Short task ▸
Retype the opening lines of the listing below, ending with the line that contains "h-screen flex-col overflow-hidden", and leave out any pictures.

Data segment ▸
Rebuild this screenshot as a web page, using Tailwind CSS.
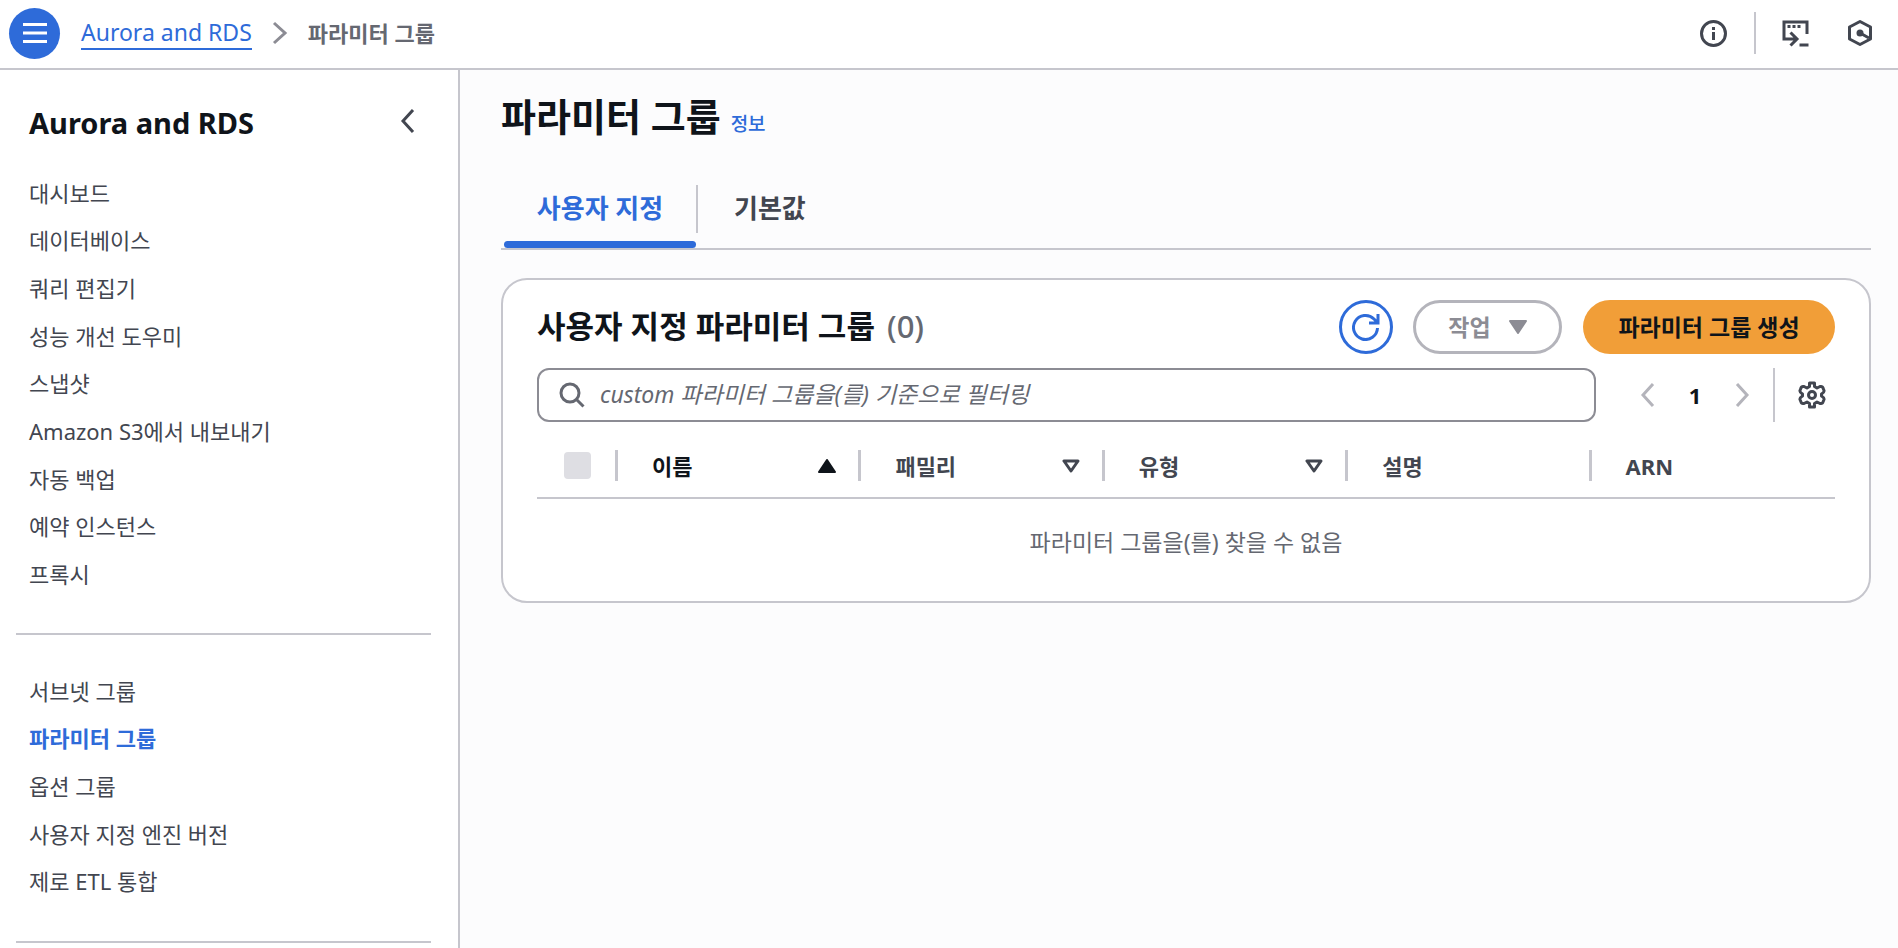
<!DOCTYPE html>
<html lang="ko">
<head>
  <meta charset="UTF-8" />
  <meta name="viewport" content="width=device-width, initial-scale=1.0"/>
  <title>파라미터 그룹 | Aurora and RDS</title>
  <script src="https://cdn.jsdelivr.net/npm/@tailwindcss/browser@4"></script>
</head>
<body class="flex h-screen flex-col overflow-hidden bg-white font-['Noto_Sans','Noto_Sans_CJK_KR',sans-serif] text-[22px] leading-7 text-[#424650]">

  <!-- Top bar -->
  <header class="flex h-[70px] shrink-0 items-center border-b-2 border-[#c6c6cd] pr-[25px] pb-[2px] pl-[9px]">
    <button type="button" aria-label="메뉴" class="flex size-[51px] items-center justify-center rounded-full bg-[#2e6bd9]">
      <svg class="size-6" viewBox="0 0 24 24" fill="none" stroke="white" stroke-width="3"><path d="M0 3.500h24M0 12h24M0 20.500h24"/></svg>
    </button>
    <nav aria-label="breadcrumb" class="ml-[21px] flex items-center">
      <a href="#" class="border-b-2 border-[#2e6bd9] text-[23px] leading-8 text-[#2e6bd9]">Aurora and RDS</a>
      <svg class="mx-5 h-6 w-4" viewBox="0 0 16 24" fill="none" stroke="#8c8c94" stroke-width="3"><path d="M2 2l11 10L2 22"/></svg>
      <span class="font-bold text-[#656871]">파라미터 그룹</span>
    </nav>
    <div class="ml-auto flex items-center">
      <button type="button" aria-label="정보">
        <svg class="size-[27px]" viewBox="0 0 27 27" fill="none" stroke="#424650" stroke-width="3"><circle cx="13.500" cy="13.500" r="12"/><path d="M13.500 12v8M13.500 7v3"/></svg>
      </button>
      <span class="mr-[26px] ml-[27px] h-[42px] w-[2px] bg-[#c6c6cd]"></span>
      <button type="button" aria-label="CloudShell">
        <svg class="size-[27px]" viewBox="0 0 27 27" fill="none" stroke="#424650" stroke-width="3"><path d="M25 14V2H2v17h12M8.500 12.500l6.500 6.500-6.500 6.500M17.500 25h9M5.500 6.500h3M10.500 6.500h3M15.500 6.500h3"/></svg>
      </button>
      <button type="button" aria-label="Amazon Q" class="ml-[38px]">
        <svg class="size-[26px]" viewBox="0 0 26 26" fill="none" stroke="#424650" stroke-width="3" stroke-linejoin="round"><path d="M13 1.500L23.500 7v12L13 24.500L2.500 19V7z"/><circle cx="13" cy="13" r="3.500" fill="#424650" stroke="none"/><path d="M13 13l9 5"/></svg>
      </button>
    </div>
  </header>

  <div class="flex min-h-0 flex-1">
    <!-- Side navigation -->
    <aside class="w-[460px] shrink-0 overflow-hidden border-r-2 border-[#c6c6cd] pr-[27px] pl-4">
      <div class="flex h-[99px] items-center justify-between pt-[2px] pr-[15px] pl-[13px]">
        <h2 class="pt-1 text-[29px] font-bold text-[#0f141a]">Aurora and RDS</h2>
        <button type="button" aria-label="탐색 닫기">
          <svg class="h-6 w-4" viewBox="0 0 16 24" fill="none" stroke="#424650" stroke-width="3"><path d="M13 1L3 12l10 11"/></svg>
        </button>
      </div>
      <ul class="grid h-[429px] auto-rows-fr items-center pl-[13px]">
        <li><a href="#">대시보드</a></li>
        <li><a href="#">데이터베이스</a></li>
        <li><a href="#">쿼리 편집기</a></li>
        <li><a href="#">성능 개선 도우미</a></li>
        <li><a href="#">스냅샷</a></li>
        <li><a href="#">Amazon S3에서 내보내기</a></li>
        <li><a href="#">자동 백업</a></li>
        <li><a href="#">예약 인스턴스</a></li>
        <li><a href="#">프록시</a></li>
      </ul>
      <hr class="mt-[35px] mb-8 border-t-2 border-[#c6c6cd]" />
      <ul class="grid h-[238px] auto-rows-fr items-center pl-[13px]">
        <li><a href="#">서브넷 그룹</a></li>
        <li><a href="#" aria-current="page" class="font-bold text-[#2e6bd9]">파라미터 그룹</a></li>
        <li><a href="#">옵션 그룹</a></li>
        <li><a href="#">사용자 지정 엔진 버전</a></li>
        <li><a href="#">제로 ETL 통합</a></li>
      </ul>
      <hr class="mt-9 border-t-2 border-[#c6c6cd]" />
    </aside>

    <main class="min-w-0 flex-1 bg-[#fcfcfd] pt-5 pr-[27px] pl-[41px]">
      <div class="flex items-baseline gap-[10px]">
        <h1 class="text-[38px] leading-[52px] font-bold text-[#0f141a]">파라미터 그룹</h1>
        <a href="#" class="text-[19px] font-medium text-[#2e6bd9]">정보</a>
      </div>

      <!-- Tabs -->
      <div role="tablist" class="mt-[34px] flex h-[74px] items-stretch border-b-2 border-[#c6c6cd] pl-[3px] text-[26px] font-bold">
        <button type="button" role="tab" aria-selected="true" class="flex w-[192px] flex-col text-[#2e6bd9]">
          <span class="flex w-full flex-1 items-center justify-center pb-[2px]">사용자 지정</span>
          <span class="h-[7px] w-full rounded-full bg-[#2e6bd9]"></span>
        </button>
        <span class="mt-[9px] h-12 w-[2px] bg-[#c6c6cd]"></span>
        <button type="button" role="tab" aria-selected="false" class="mb-[7px] px-9 pb-[2px]">기본값</button>
      </div>

      <section class="mt-7 rounded-[26px] border-2 border-[#c6c6cd] bg-white px-[34px] pt-5 pb-[17px]">
        <div class="flex items-center">
          <h2 class="pb-[2px] text-[31px] leading-10 font-bold text-[#0f141a]">사용자 지정 파라미터 그룹 <span class="ml-1 font-medium text-[#656871]">(0)</span></h2>
          <div class="ml-auto flex h-[54px] items-stretch text-[23px] font-bold">
            <button type="button" aria-label="새로 고침" class="flex w-[54px] items-center justify-center rounded-full border-3 border-[#2e6bd9]">
              <svg class="size-7" viewBox="0 0 28 28" fill="none" stroke="#2e6bd9" stroke-width="3"><path d="M25.500 15a12 12 0 1 1-3.500-9L25.500 9.500M26 1v9h-9"/></svg>
            </button>
            <button type="button" disabled class="ml-5 flex w-[149px] items-center justify-center gap-[18px] rounded-full border-3 border-[#b4b4bb] text-[#8c8c94]">
              작업
              <svg class="h-[14px] w-[18px]" viewBox="0 0 18 14" fill="#8c8c94" stroke="#8c8c94" stroke-width="2" stroke-linejoin="round"><path d="M1 1h16L9 13z"/></svg>
            </button>
            <button type="button" class="ml-[21px] w-[252px] rounded-full bg-[#f19e38] text-[#0f141a]">파라미터 그룹 생성</button>
          </div>
        </div>

        <div class="mt-[14px] flex h-[54px] items-center">
          <label class="flex h-full flex-1 items-center rounded-xl border-2 border-[#8c8c94] px-5">
            <svg class="size-[26px] shrink-0" viewBox="0 0 26 26" fill="none" stroke="#656871" stroke-width="3"><circle cx="11" cy="11" r="9"/><path d="M17.500 17.500l7 7"/></svg>
            <input type="text" aria-label="필터" placeholder="custom 파라미터 그룹을(를) 기준으로 필터링" class="ml-[15px] min-w-0 flex-1 pb-[2px] text-[23px] italic outline-none placeholder:text-[#656871]" />
          </label>
          <button type="button" disabled aria-label="이전 페이지" class="ml-11">
            <svg class="h-6 w-4" viewBox="0 0 16 24" fill="none" stroke="#b4b4bb" stroke-width="3"><path d="M13 1L3 12l10 11"/></svg>
          </button>
          <button type="button" class="w-[78px] font-bold text-[#0f141a]">1</button>
          <button type="button" disabled aria-label="다음 페이지">
            <svg class="h-6 w-4" viewBox="0 0 16 24" fill="none" stroke="#b4b4bb" stroke-width="3"><path d="M3 1l10 11L3 23"/></svg>
          </button>
          <span class="mx-[23px] h-full w-[2px] bg-[#c6c6cd]"></span>
          <button type="button" aria-label="기본 설정" class="mr-[9px]">
            <svg class="size-7" viewBox="0 0 28 28" fill="none" stroke="#424650" stroke-width="3" stroke-linejoin="round"><path d="M11.500 2h5v3.500L19 7l3-1.500q2.500-.5 3 1.500l1 2.500q.5 1.500-2.500 3.500v2q3 2 2.500 3.500L25 21q-.5 2-3 1.500L19 21l-2.500 1.500V26h-5v-3.500L9 21l-3 1.500q-2.500.5-3-1.500l-1-2.500Q1.500 17 4.500 15v-2Q1.500 11 2 9.500L3 7q.5-2 3-1.500L9 7l2.500-1.500z"/><circle cx="14" cy="14" r="3.500"/></svg>
          </button>
        </div>

        <table class="w-full table-fixed text-left">
          <thead>
            <tr class="h-[76px] border-b-2 border-[#c6c6cd]">
              <th class="w-[81px] p-0 pt-3">
                <div class="flex h-[31px] items-center justify-end border-r-3 border-[#c6c6cd] pr-6">
                  <input type="checkbox" disabled aria-label="모두 선택" class="size-[27px] appearance-none rounded bg-[#dedee3]" />
                </div>
              </th>
              <th class="p-0 pt-3 text-[#0f141a]">
                <div class="flex h-[31px] items-center justify-between border-r-3 border-[#c6c6cd] pr-[22px] pl-[34px]">
                  이름
                  <svg class="h-[14px] w-[18px]" viewBox="0 0 18 14" fill="#0f141a" stroke="#0f141a" stroke-width="2" stroke-linejoin="round"><path d="M1 13h16L9 1z"/></svg>
                </div>
              </th>
              <th class="p-0 pt-3">
                <div class="flex h-[31px] items-center justify-between border-r-3 border-[#c6c6cd] pr-[22px] pl-[34px]">
                  패밀리
                  <svg class="h-[14px] w-[18px]" viewBox="0 0 18 14" fill="none" stroke="#424650" stroke-width="3" stroke-linejoin="round"><path d="M2 2h14L9 12z"/></svg>
                </div>
              </th>
              <th class="p-0 pt-3">
                <div class="flex h-[31px] items-center justify-between border-r-3 border-[#c6c6cd] pr-[22px] pl-[34px]">
                  유형
                  <svg class="h-[14px] w-[18px]" viewBox="0 0 18 14" fill="none" stroke="#424650" stroke-width="3" stroke-linejoin="round"><path d="M2 2h14L9 12z"/></svg>
                </div>
              </th>
              <th class="p-0 pt-3">
                <div class="flex h-[31px] items-center border-r-3 border-[#c6c6cd] pl-[34px]">설명</div>
              </th>
              <th class="p-0 pt-3">
                <div class="flex h-[31px] items-center pl-[34px]">ARN</div>
              </th>
            </tr>
          </thead>
          <tbody>
            <tr>
              <td colspan="6" class="h-[86px] p-0 text-center text-[23px] text-[#656871]">파라미터 그룹을(를) 찾을 수 없음</td>
            </tr>
          </tbody>
        </table>
      </section>
    </main>
  </div>
</body>
</html>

Solution ▸
Rebuild this screenshot as a web page, using Tailwind CSS.
<!DOCTYPE html>
<html lang="ko">
<head>
  <meta charset="UTF-8" />
  <meta name="viewport" content="width=device-width, initial-scale=1.0"/>
  <title>파라미터 그룹 | Aurora and RDS</title>
  <script src="https://cdn.jsdelivr.net/npm/@tailwindcss/browser@4"></script>
</head>
<body class="flex h-screen flex-col overflow-hidden bg-white font-['Noto_Sans','Noto_Sans_CJK_KR',sans-serif] text-[22px] leading-7 text-[#424650]">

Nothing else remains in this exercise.